In the face of a sophisticated bot attack, it is disputed that:

  • ... linkspam can be quickly removed. The bot made 67 spam edits in 10 hours, and a spam URL remained in the article (PHP) for hours despite reversion, because an early reversion was not fully done and later reversions just reverted to it.
  • ... spam blacklists are effective. The bot simply switched to a new URL domain with each new attack, making filtering based on previously seen domains ineffective. User:Silsor finally took the drastic step of blacklisting entire subdomain-hosting services (6x.to and uni.cc) despite the side-effects this might have on legitimate websites hosted there.
  • ... anon IP blocking is effective. The bot simply switched to a new anon IP with each new attack, making blocking based on previously seen IPs ineffective. These were likely not open proxies but hacked zombie machines. Some of the anon IP addresses were in ranges that are problematic to block for any length of time, such as AOL addresses.
  • ... spammers will be undeterred by "nofollow". Unsophisticated spammers who add links manually might not be aware of "nofollow", but the operator of a sophisticated bot that constantly switches domains and IPs would probably be knowledgeable enough to be deterred by "nofollow" if he had known that we had implemented it only a few week earlier.

-- Curps 07:37, 12 Feb 2005 (UTC)

    • Interesting, but that's a technical mishap. Such things will always occur occasionally. If rollbacks work properly, however, spam can be removed effectively.
      • It's not a technical mishap... the rate of spam edits was so high that manual reverting became errorprone. Manual defense can't cope with a fully automated attack.
        • Maybe there needs to be a light level defense bot. We already watch the anon edits in IRC, any reason we can't develop an anti-bot and dispatch the greyhat individuals after the bot writers ... they give an IP every time, let's start visiting ISP's IRL and insisting they stick to their 'Terms of Service'. (and this is about the 'exception' not the rule.)
    • The blacklist is effective against a person or persons pushing a particular site. If, as in the case of the bot that's been plaguing us, it seems to just be spamming for the sake of spamming, the blacklist will do little because it was not designed to deal with such a scenario.
      • I'm not sure what you're saying here, you appear to admit that the blacklist is ineffective. The bot is not spamming for the sake of spamming, it's pushing a particular site or sites for financial gain... it's just using several dozen different domains and subdomains to do so.
    • The bot we're discussing is quite sophisticated; most spam, however, comes from single- or few-address users. Temporary blocks are just that, temporary; if a legitimate user is affected by one, all he or she has to do is email an administrator (a step explicitly suggested in the message shown to blocked users).
    • Perhaps. Of course, getting one's site into Wikipedia still means increased traffic and attention. Also, the bot that our discussion keeps coming back to is an exception, not the norm for link spammers.

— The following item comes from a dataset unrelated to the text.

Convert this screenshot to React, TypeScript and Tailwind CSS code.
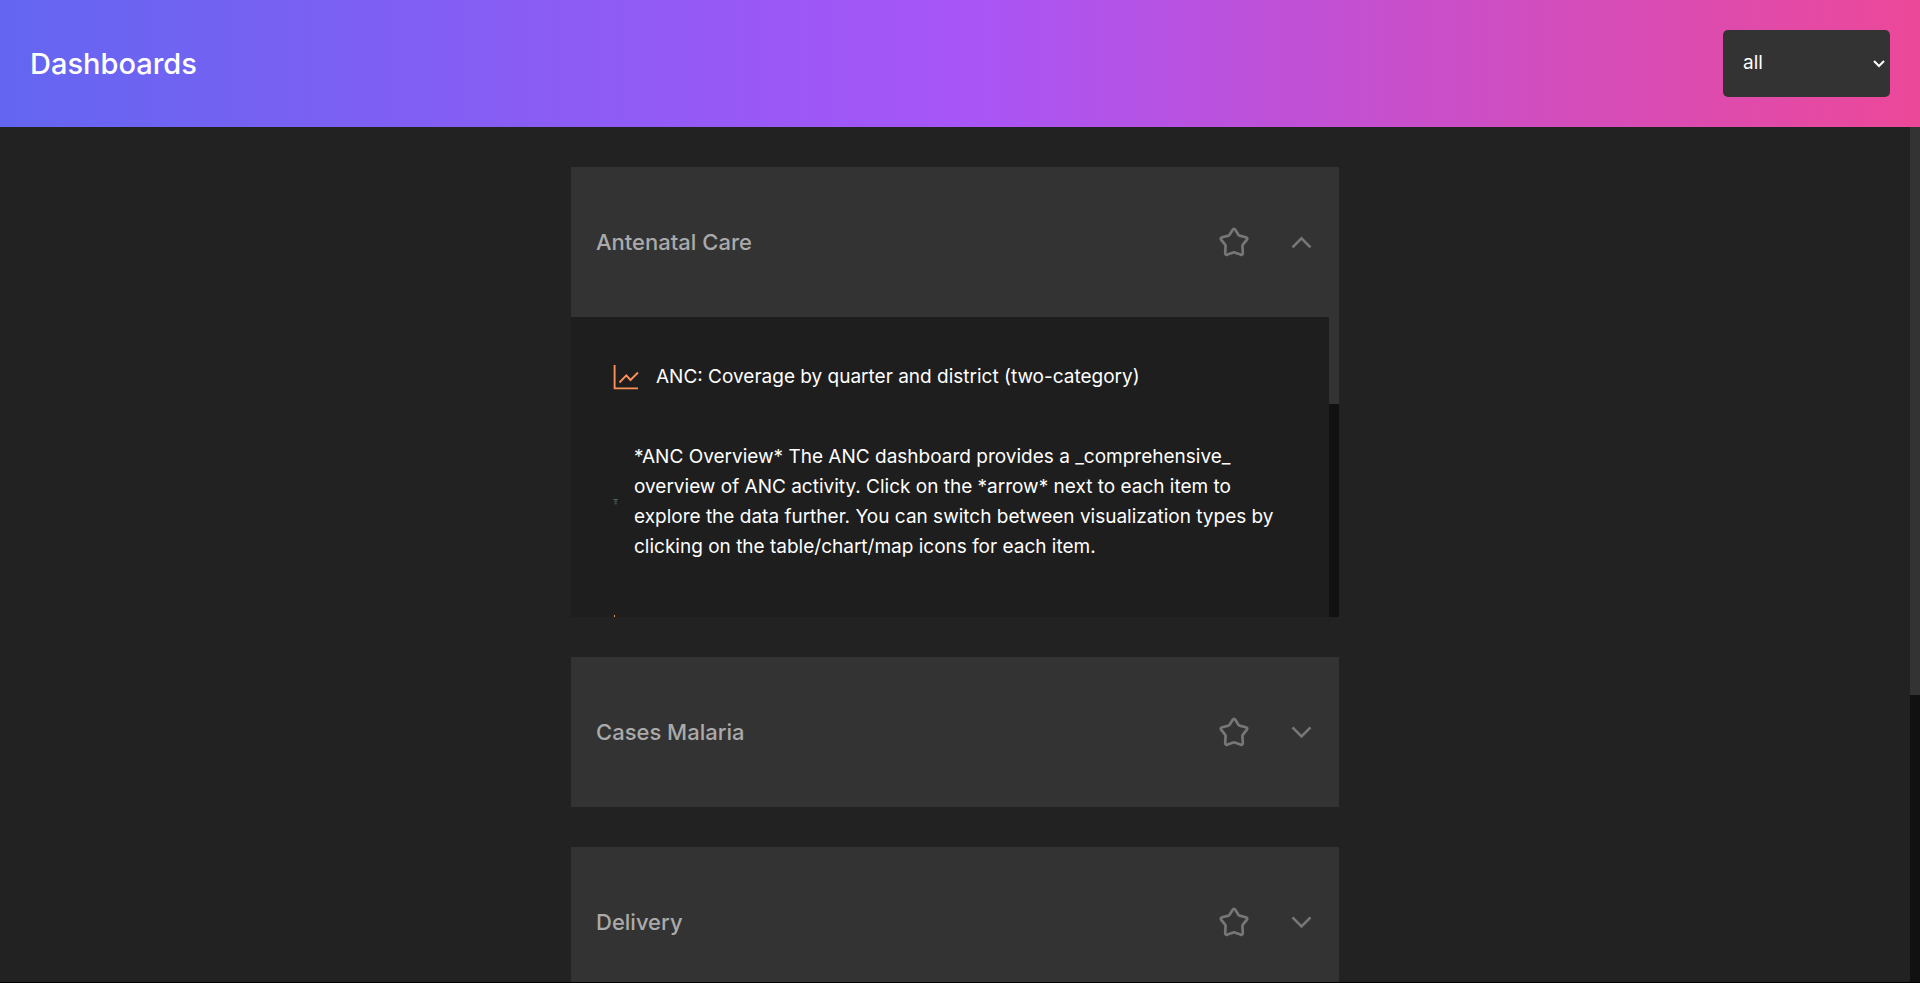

--Slowking Man 07:53, Feb 12, 2005 (UTC)

Such bots will not be the exception in the future. As Wikipedia continues its phenomenal growth, the financial incentives for spamming it become greater. -- Curps 08:06, 12 Feb 2005 (UTC)

[edit] Yes, no longer use nofollow

  • I won't repeat the reasons I already stated in the Village Pump and the MetaWiki, but my vote is a STRONG YES. — Stevie is the man! Talk | Contrib 18:29, 5 Feb 2005 (UTC)
  • I think it should be removed, for now. While I agree Wikipedia shouldn't care one way or another about things like PageRank, using "nofollow" probably isn't going to deter link spammers; since they'll likely keep spamming regardless, and we'll have to keep reverting them regardless, why not help out good external pages by giving them a PageRank boost? If Wikipedia becomes known among link spammers as a haven which doesn't use "nofollow", or if link spamming software starts detecting "nofollow" sites and leaving them alone, then we should start using "nofollow". And switching in the future won't be hard, since it's just a single line in the config files (righ?). -- Khym Chanur 01:40, Feb 12, 2005 (UTC)

[edit] No, continue using nofollow

  • Wikipedia is a big target, and provides a big payoff for spammers when they manage to get a link hosted. According to MeatballWiki [2], Wikipedia is the single largest wiki out there (or if you count the languages as separate wikis, it's the largest three wikis and eight of the top ten). With nofollow active, linkspammers should quickly get the idea that wikis aren't a good place to target. I get really tired of having to track down incidents like last night, where a spammer created a half-dozen pages with nothing but external links. --Carnildo 05:38, 9 Feb 2005 (UTC)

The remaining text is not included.